Otherwise, the Philippines will lose by default its EEZ in the West Philippine Sea to China. The ramifications will be far-reaching. The nine-dashed lines will be the common border between China and the Philippines, running 1,700 kilometers very close to the territorial sea of the Philippines, just some 64 kilometers off the coast of Balabac Island in Palawan, the southernmost island in Palawan, 70 kilometers off the coast of Bolinao in Pangasinan, and 44 kilometers off the coast of Y’ami Island in Batanes, the northernmost island in Batanes.

This is what Chinese Foreign Minister Wang Yi stated in February 2016 in Washington DC, that China and the Philippines are very close neighbors separated by just a “narrow body of water” – referring to the sliver of territorial sea and EEZ between the Philippine coastline and the nine-dashed lines. Chinese fighter jets from Scarborough Shoal can reach Manila in less than 20 minutes. Likewise, Chinese fighter jets from Mischief Reef can reach Puerto Princesa in less than 20 minutes.

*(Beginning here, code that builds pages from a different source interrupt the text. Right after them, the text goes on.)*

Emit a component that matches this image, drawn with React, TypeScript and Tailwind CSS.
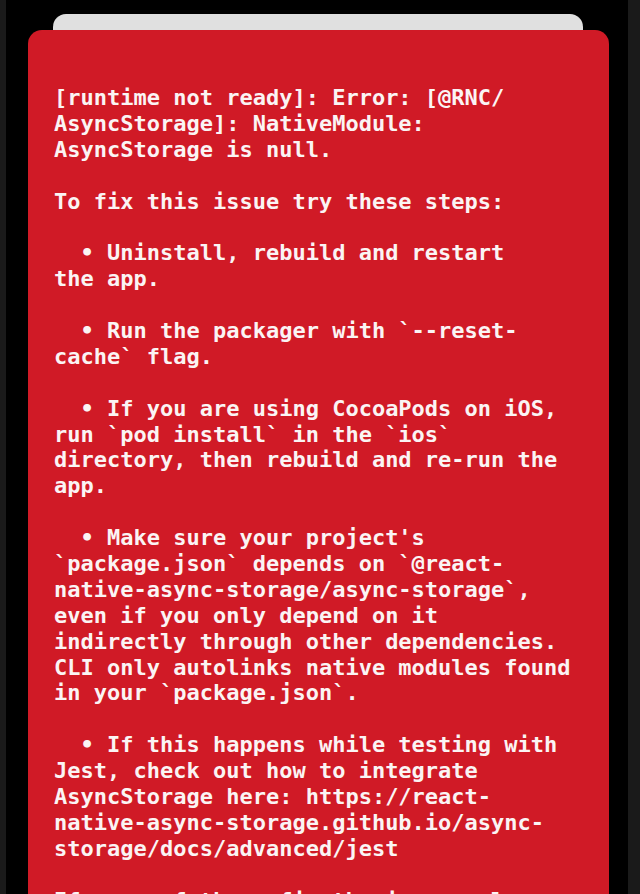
import React from "react";

const lines: string[] = [
    "[runtime not ready]: Error: [@RNC/",
    "AsyncStorage]: NativeModule:",
    "AsyncStorage is null.",
    "",
    "To fix this issue try these steps:",
    "",
    "  • Uninstall, rebuild and restart",
    "the app.",
    "",
    "  • Run the packager with `--reset-",
    "cache` flag.",
    "",
    "  • If you are using CocoaPods on iOS,",
    "run `pod install` in the `ios`",
    "directory, then rebuild and re-run the",
    "app.",
    "",
    "  • Make sure your project's",
    "`package.json` depends on `@react-",
    "native-async-storage/async-storage`,",
    "even if you only depend on it",
    "indirectly through other dependencies.",
    "CLI only autolinks native modules found",
    "in your `package.json`.",
    "",
    "  • If this happens while testing with",
    "Jest, check out how to integrate",
    "AsyncStorage here: https://react-",
    "native-async-storage.github.io/async-",
    "storage/docs/advanced/jest",
    "",
    "If none of these fix the issue, please",
    "open an issue on Github:",
];

export default function App() {
    return <div className="w-[640px] h-[894px] bg-black overflow-hidden flex flex-row">
        <div className="w-[6px] h-full bg-[#1a1a1a]"></div>
        <div className="flex-1 h-full flex flex-col pt-[14px] min-h-0">
            <div className="shrink-0 ml-[47px] mr-[45px] h-[16px] rounded-t-[13px] bg-[#e0e0e0]"></div>
            <div className="ml-[22px] mr-[19px] flex-1 min-h-0 overflow-hidden rounded-t-[14px] bg-[#d01a26] pt-[55px] pl-[26px] pr-[20px]">
                <div className="text-[22px] leading-[25.9px] font-bold text-[#fbf4f4]"
                    style={{ fontFamily: '"DejaVu Sans Mono", "Liberation Mono", monospace' }}>
                    {lines.map((line, i) => (
                        <div key={i} className="whitespace-pre h-[25.9px]">{line || " "}</div>
                    ))}
                </div>
            </div>
        </div>
        <div className="w-[12px] h-full bg-[#1a1a1a]"></div>
    </div>;
}
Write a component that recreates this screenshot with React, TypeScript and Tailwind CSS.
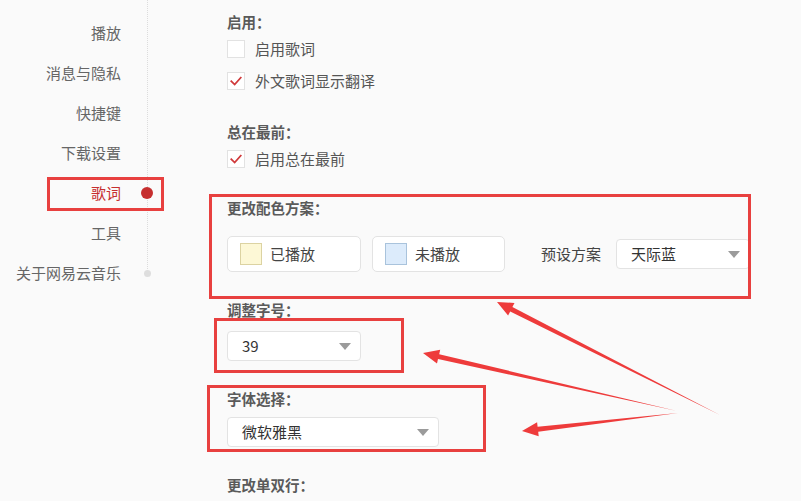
import React from "react";

const font = { fontFamily: '"Noto Sans CJK SC", "Noto Sans", sans-serif' };

function Caret() {
  return (
    <svg width="12" height="7" viewBox="0 0 12 7" className="shrink-0 mt-[1px]">
      <polygon points="0,0 12,0 6,7" fill="#9b9b9b" />
    </svg>
  );
}

function Checkbox({ checked }: { checked?: boolean }) {
  return (
    <div className="w-[18px] h-[18px] border border-[#e2e2e2] bg-white shrink-0 flex items-center justify-center">
      {checked && (
        <svg width="18" height="18" viewBox="0 0 18 18">
          <polyline points="3,8.5 7.5,13 15,4.5" fill="none" stroke="#d0393a" strokeWidth="2" />
        </svg>
      )}
    </div>
  );
}

function CheckRow({ label, checked, className }: { label: string; checked?: boolean; className?: string }) {
  return (
    <div className={"flex items-center h-[20px] " + (className ?? "")}>
      <Checkbox checked={checked} />
      <span className="ml-[10px] text-[15px] text-[#555] leading-[20px]">{label}</span>
    </div>
  );
}

function Header({ text, className }: { text: string; className?: string }) {
  return (
    <div className={"h-[20px] leading-[20px] text-[14.5px] font-bold text-[#5a5a5a] " + (className ?? "")}>{text}</div>
  );
}

function Select({ value, width, className }: { value: string; width: string; className?: string }) {
  return (
    <div
      className={
        "h-[30px] bg-white border border-[#e3e3e3] rounded-[4px] flex items-center justify-between pl-[14px] pr-[9px] " +
        width +
        " " +
        (className ?? "")
      }
    >
      <span className="text-[15px] text-[#333]">{value}</span>
      <Caret />
    </div>
  );
}

function ColorButton({ label, swatch, className }: { label: string; swatch: string; className?: string }) {
  return (
    <div className={"h-[36px] bg-white border border-[#e3e3e3] rounded-[5px] flex items-center pl-[12px] " + (className ?? "")}>
      <div className={"w-[22px] h-[22px] border " + swatch} />
      <span className="ml-[8px] text-[15px] text-[#444]">{label}</span>
    </div>
  );
}

export default function App() {
  const nav = ["播放", "消息与隐私", "快捷键", "下载设置", "歌词", "工具", "关于网易云音乐"];
  return (
    <div className="relative w-[801px] h-[501px] overflow-hidden bg-[#fafafa] flex" style={font}>
      {/* Sidebar */}
      <div className="relative w-[148px] shrink-0 pt-[13px]">
        <div className="absolute left-[147px] top-0 h-[273px] border-l border-dotted border-[#dcdcdc]" />
        {nav.map((n) => (
          <div
            key={n}
            className={
              "h-[40px] leading-[40px] text-right pr-[27px] text-[15px] " +
              (n === "歌词" ? "text-[#c62f2f]" : "text-[#666]")
            }
          >
            {n}
          </div>
        ))}
        <div className="absolute left-[141px] top-[187px] w-[12px] h-[12px] rounded-full bg-[#c62f2f]" />
        <div className="absolute left-[144px] top-[270px] w-[7px] h-[7px] rounded-full bg-[#dedede]" />
      </div>

      {/* Main */}
      <div className="flex-1 pl-[79px] pt-[12px] flex flex-col">
        <Header text="启用：" />
        <CheckRow label="启用歌词" className="mt-[7px]" />
        <CheckRow label="外文歌词显示翻译" checked className="mt-[12px]" />
        <Header text="总在最前：" className="mt-[31px]" />
        <CheckRow label="启用总在最前" checked className="mt-[7px]" />
        <Header text="更改配色方案：" className="mt-[29px]" />
        <div className="mt-[18px] flex items-center">
          <ColorButton label="已播放" swatch="bg-[#fdf8d6] border-[#dcd3a2]" className="w-[134px]" />
          <ColorButton label="未播放" swatch="bg-[#dcebfb] border-[#a9c3dc]" className="w-[133px] ml-[11px]" />
          <span className="ml-[36px] text-[15px] text-[#444]">预设方案</span>
          <Select value="天际蓝" width="w-[134px]" className="ml-[15px]" />
        </div>
        <Header text="调整字号：" className="mt-[28px]" />
        <Select value="39" width="w-[134px]" className="mt-[11px]" />
        <Header text="字体选择：" className="mt-[28px]" />
        <Select value="微软雅黑" width="w-[212px]" className="mt-[8px]" />
        <Header text="更改单双行：" className="mt-[28px]" />
      </div>

      {/* Annotation boxes */}
      <div className="absolute left-[47px] top-[177px] w-[117px] h-[34px] border-[3px] border-[#e8403f] pointer-events-none" />
      <div className="absolute left-[209px] top-[194px] w-[542px] h-[105px] border-[3px] border-[#e8403f] pointer-events-none" />
      <div className="absolute left-[214px] top-[318px] w-[190px] h-[55px] border-[3px] border-[#e8403f] pointer-events-none" />
      <div className="absolute left-[207px] top-[385px] w-[279px] h-[67px] border-[3px] border-[#e8403f] pointer-events-none" />

      {/* Annotation arrows */}
      <svg className="absolute left-0 top-0 pointer-events-none" width="801" height="501" viewBox="0 0 801 501">
        <polygon fill="#ee3b3b" points="497,302 514.5,302.9 512.4,307 720,415 510.2,311.4 508.1,315.5" />
        <polygon fill="#ee3b3b" points="423,353 440.2,349.8 439.2,354.2 677,411 438,359 437,363.4" />
        <polygon fill="#ee3b3b" points="522,431 537.1,422.2 537.6,426.7 678,413 538.2,431.7 538.7,436.2" />
      </svg>
    </div>
  );
}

The Philippines will lose 80 percent of its EEZ in the West Philippine Sea, a maritime space as large as the total land area of the Philippines. This is the gravest external threat to the Philippines since World War II. The Philippines will lose to China all the oil, gas, fishery, methane hydrates or combustible ice, and other mineral resources within this huge maritime space, including the gas-rich Reed Bank. The Reed Bank is supposed to replace the Malampaya gas field when it runs out of gas in less than 10 years. Malampaya supplies 40 percent of the energy requirement of Luzon.

Without a replacement for Malampaya, Luzon will have 10 to 12 hours of brownouts every day less than 10 years from now. Factories will close and workers will be out of jobs. This will devastate the Philippine economy. Unless there is assurance of a replacement for Malampaya, no serious investor will put up a new factory in Luzon during the Duterte administration.

The stakes are high for present and future generations of Filipinos. All Filipinos should now unite to defend and protect the West Philippine Sea.

Thank you and a good day to everyone.